Actor Vinay Forrt, who is at the IFFK, talks about his character in Godsay, describing it as his most challenging role so far.

When Vinay Forrt put that picture of his on Facebook, friends requested him to change it. They couldn’t stand a picture of him crying like that. It was a still from his film Godsay but it looked too real. And Vinay says it was real, the tears. He had to use very little glycerin for his character Harishchandran in Sherrey Govindan’s Godsay. Sitting at the Ajanta theatre in Thiruvananthapuram, Vinay says how it had become the most challenging character in his acting career, which began when he was in class IV.

“It is a single character-driven film... his emotional journey,” Vinay says, waiting for a film to begin at the International Film Festival of Kerala, Thiruvananthapuram. It is at the fest that he sees the full version of Godsay for the first time. He was surprised to see people laugh every few minutes, sometimes for scenes he didn’t intend to be funny. “But it hits people at times like these, which is the brilliance of Sherrey chettan’s script.” Vinay plays a radio announcer who has been leading an anarchist’s life till he becomes the host of a programme called Gandhi Margam. But after that, his life changes. In a big way. Eventually Vinay becomes a different man, a man like Mahatma Gandhi.

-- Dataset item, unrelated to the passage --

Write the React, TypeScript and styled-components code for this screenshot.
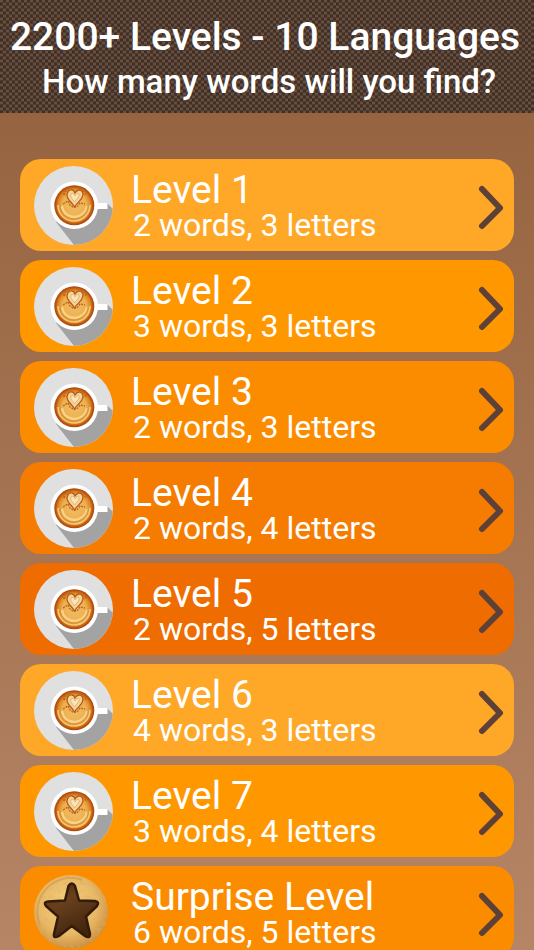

“That was why I liked the character so much, because it is exactly opposite of what I am in real life. I am not a Gandhian or a Gandhi fan. I don’t follow any politician as a matter of fact. Even the first half where the character is a drunkard — I don’t drink in real life. So everything is opposite,” Vinay says. At first when Sherrey called him for the role, Vinay had been a little reluctant because he was not doing any serious characters at that point. “As an actor, I wanted more visibility, more films in the popular category, for ultimately we are all just commercial products.” But when he went to Kozhikode and heard Sherrey out, he said yes. Probably the best decision this year, considering he sees it on the same level as the few he found challenging — Shutter, then Kismath, then Godsay. “I did lots in between but there were no strong or defined characteristics. There’d be another protagonist, and you’d be playing a side role with no head or tail or history.” Vinay says he is still stuck on the character he played in Premam — Vimal sir. That’s how people still see him. But he is not such a durantha gayakan or pottan as that, he says.

Those are some of his traits — the word durantham, the frequent snapping of his fingers. He snaps when he describes the brilliance of Sherrey’s script. There is a scene where Indrans who plays a Gandhian tells Vinay who suggests a Satyagraha protest, ‘Gandhi’s protest won because the British had education, wisdom and culture. Today’s government is not like that’. Vinay was surprised to see the audience applaud loudly to that. He is glad at the reception, for he had worked hard for this, to look the drunkard first and then the Gandhian. Another release he is waiting for is Shanil Muhammeds Avarude Raavukal, where he has a girlfriend and a nice song. There is also Role Models that he had been to Goa to shoot for and missed seeing his newborn for 30 days. “I am rushing back to him tonight”, he says, leaving the IFFK venues.